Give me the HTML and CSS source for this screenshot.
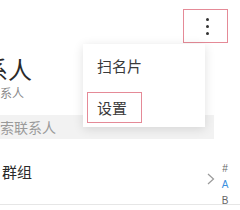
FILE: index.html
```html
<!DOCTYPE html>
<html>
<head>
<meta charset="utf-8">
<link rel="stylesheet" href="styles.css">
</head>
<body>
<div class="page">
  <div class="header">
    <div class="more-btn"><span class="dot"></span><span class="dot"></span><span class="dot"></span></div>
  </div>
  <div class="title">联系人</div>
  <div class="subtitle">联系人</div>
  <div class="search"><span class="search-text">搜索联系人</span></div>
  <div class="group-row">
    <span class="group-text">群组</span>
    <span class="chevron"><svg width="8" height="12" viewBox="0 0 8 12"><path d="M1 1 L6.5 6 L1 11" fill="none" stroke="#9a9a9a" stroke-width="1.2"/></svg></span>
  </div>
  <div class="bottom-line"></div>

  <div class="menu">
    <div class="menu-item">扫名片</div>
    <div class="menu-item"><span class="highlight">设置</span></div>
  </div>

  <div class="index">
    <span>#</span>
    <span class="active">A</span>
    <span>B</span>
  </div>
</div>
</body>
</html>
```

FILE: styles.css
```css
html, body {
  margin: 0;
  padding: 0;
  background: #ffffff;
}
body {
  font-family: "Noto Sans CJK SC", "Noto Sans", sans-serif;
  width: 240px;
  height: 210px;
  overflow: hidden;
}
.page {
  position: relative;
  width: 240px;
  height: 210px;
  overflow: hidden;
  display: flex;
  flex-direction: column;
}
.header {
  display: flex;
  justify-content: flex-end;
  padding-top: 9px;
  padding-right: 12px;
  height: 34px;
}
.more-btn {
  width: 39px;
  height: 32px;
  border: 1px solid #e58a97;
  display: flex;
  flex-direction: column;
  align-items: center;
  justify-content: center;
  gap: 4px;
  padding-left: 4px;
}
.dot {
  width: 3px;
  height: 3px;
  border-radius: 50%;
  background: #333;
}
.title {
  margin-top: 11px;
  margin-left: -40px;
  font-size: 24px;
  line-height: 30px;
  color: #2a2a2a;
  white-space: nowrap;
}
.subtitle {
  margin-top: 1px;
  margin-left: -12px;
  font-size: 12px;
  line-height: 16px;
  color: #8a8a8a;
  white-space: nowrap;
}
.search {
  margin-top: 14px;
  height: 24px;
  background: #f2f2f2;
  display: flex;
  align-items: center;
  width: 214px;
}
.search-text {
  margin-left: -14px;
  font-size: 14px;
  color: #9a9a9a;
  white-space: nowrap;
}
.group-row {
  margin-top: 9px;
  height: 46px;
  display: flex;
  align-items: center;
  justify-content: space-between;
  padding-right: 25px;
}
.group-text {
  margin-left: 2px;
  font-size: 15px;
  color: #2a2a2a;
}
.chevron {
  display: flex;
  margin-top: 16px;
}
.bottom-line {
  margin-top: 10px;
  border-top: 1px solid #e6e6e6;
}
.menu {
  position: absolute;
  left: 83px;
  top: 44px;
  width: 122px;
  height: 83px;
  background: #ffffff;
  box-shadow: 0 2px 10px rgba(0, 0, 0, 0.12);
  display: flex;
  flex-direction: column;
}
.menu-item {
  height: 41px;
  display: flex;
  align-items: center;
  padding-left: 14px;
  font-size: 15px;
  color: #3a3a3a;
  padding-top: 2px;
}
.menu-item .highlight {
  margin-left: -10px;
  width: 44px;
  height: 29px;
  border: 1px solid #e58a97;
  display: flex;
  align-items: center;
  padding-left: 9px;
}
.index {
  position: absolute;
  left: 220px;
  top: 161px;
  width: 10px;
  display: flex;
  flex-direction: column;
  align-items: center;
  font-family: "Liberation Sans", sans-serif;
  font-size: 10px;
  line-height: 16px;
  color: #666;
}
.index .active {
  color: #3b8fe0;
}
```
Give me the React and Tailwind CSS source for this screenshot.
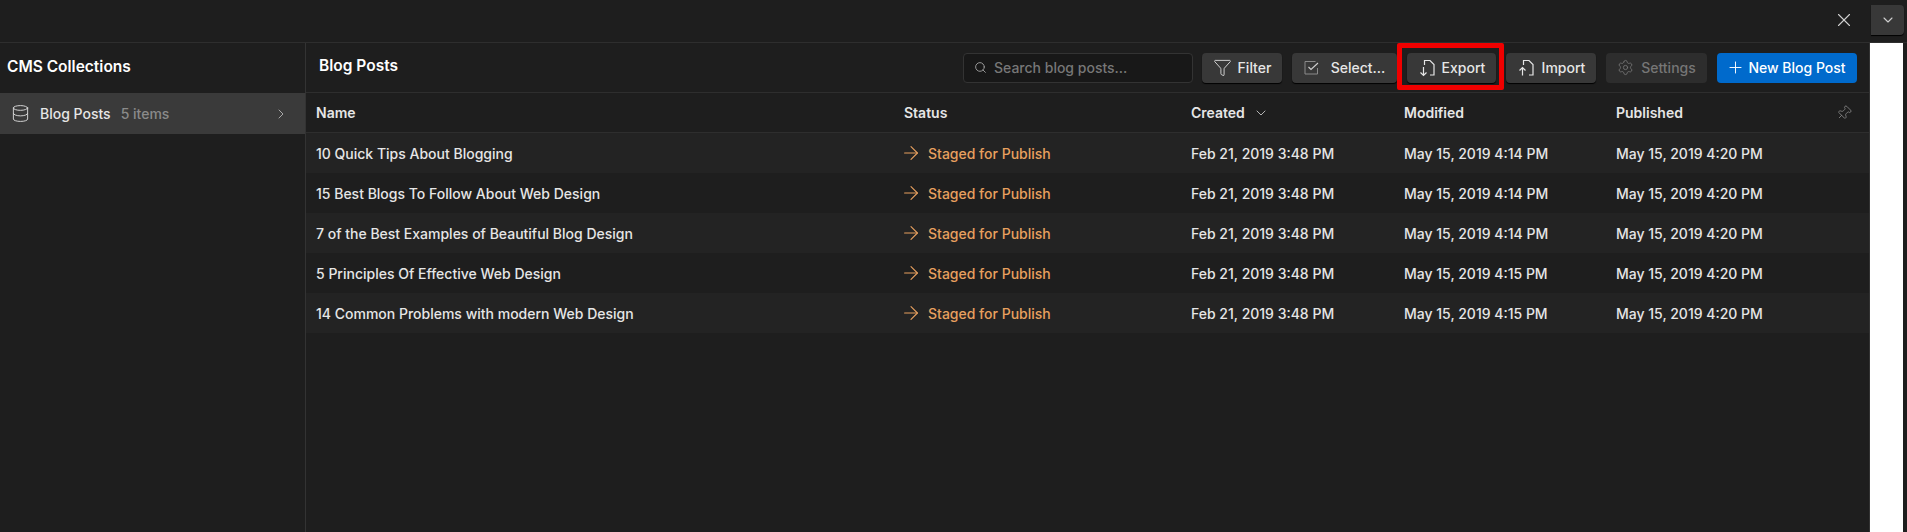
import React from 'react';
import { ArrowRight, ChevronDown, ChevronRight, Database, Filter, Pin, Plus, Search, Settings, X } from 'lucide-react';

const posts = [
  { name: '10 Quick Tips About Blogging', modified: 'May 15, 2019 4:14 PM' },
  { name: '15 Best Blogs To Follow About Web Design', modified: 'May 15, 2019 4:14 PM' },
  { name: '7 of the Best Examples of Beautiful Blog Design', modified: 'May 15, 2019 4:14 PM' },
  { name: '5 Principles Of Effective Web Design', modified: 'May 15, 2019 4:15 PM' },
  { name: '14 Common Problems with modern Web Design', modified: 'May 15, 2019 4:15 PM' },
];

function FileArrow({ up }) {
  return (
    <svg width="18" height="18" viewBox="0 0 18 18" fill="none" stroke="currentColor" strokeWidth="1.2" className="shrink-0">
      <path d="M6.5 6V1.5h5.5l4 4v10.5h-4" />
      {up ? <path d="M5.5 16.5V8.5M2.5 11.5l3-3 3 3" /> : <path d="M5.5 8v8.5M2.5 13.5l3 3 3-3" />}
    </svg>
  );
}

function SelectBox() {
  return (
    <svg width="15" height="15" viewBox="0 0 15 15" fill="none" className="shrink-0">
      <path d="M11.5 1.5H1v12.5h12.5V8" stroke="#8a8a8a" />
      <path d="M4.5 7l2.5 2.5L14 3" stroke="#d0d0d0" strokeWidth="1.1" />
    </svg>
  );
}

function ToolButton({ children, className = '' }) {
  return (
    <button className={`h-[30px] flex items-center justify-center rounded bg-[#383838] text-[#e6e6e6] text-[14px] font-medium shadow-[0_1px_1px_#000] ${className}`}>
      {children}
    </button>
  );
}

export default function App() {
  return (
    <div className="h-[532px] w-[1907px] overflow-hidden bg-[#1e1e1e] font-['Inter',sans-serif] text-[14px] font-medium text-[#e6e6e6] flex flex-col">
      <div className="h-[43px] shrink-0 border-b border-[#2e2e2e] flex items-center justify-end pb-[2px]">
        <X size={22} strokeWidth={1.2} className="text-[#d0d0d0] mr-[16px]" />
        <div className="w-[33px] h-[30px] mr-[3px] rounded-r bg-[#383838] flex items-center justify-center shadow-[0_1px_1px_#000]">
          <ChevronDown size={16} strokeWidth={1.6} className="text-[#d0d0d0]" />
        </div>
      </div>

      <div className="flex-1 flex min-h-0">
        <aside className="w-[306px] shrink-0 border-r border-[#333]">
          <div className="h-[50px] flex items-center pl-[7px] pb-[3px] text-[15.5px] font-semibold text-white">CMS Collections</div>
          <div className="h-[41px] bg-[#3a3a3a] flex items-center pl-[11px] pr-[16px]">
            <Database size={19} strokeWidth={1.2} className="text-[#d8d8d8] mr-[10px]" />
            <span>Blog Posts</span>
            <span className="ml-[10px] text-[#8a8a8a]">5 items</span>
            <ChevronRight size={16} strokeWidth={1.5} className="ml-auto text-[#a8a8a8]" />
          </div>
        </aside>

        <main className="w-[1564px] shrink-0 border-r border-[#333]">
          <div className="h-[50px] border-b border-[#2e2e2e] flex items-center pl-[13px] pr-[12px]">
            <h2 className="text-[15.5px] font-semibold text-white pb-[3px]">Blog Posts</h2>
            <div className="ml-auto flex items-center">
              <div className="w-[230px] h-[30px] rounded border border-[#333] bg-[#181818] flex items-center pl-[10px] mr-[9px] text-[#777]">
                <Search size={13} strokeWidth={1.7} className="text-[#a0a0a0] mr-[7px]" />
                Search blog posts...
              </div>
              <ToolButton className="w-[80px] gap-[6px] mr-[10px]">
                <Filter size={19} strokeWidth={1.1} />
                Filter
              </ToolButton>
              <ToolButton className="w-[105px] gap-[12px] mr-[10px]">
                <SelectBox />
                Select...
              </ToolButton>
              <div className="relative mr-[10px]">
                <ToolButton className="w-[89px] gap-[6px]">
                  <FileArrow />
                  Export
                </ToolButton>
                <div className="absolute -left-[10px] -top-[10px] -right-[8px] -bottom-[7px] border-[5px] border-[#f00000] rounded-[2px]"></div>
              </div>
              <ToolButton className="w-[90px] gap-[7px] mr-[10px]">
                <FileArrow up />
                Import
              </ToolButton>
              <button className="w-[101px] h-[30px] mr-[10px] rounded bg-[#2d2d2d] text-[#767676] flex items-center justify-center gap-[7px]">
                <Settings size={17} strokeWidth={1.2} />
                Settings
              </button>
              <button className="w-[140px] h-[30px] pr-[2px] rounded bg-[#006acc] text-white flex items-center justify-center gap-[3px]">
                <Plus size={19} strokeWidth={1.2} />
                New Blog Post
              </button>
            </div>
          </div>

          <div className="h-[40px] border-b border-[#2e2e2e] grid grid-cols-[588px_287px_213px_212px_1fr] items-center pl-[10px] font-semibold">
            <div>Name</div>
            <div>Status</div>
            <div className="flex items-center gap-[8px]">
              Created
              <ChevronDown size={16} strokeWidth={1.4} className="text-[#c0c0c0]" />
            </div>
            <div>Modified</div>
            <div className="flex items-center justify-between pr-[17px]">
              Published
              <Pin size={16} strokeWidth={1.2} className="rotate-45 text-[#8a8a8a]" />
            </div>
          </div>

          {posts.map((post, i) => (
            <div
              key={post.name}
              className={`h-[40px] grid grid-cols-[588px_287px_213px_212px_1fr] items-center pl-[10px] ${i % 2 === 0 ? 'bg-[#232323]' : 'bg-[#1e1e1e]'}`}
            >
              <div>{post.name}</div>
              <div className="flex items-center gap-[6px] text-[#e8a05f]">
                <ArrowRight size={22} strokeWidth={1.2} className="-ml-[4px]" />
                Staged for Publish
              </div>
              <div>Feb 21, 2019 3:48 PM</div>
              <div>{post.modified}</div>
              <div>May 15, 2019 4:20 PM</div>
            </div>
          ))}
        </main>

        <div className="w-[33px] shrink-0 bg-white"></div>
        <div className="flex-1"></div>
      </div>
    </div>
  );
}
_ _ _
> Stated problem
Identify each line in the records above that contains the word "this", and copy it out in full.

> Full output
Give me the HTML and CSS source for this screenshot.
Give me the React and Tailwind CSS source for this screenshot.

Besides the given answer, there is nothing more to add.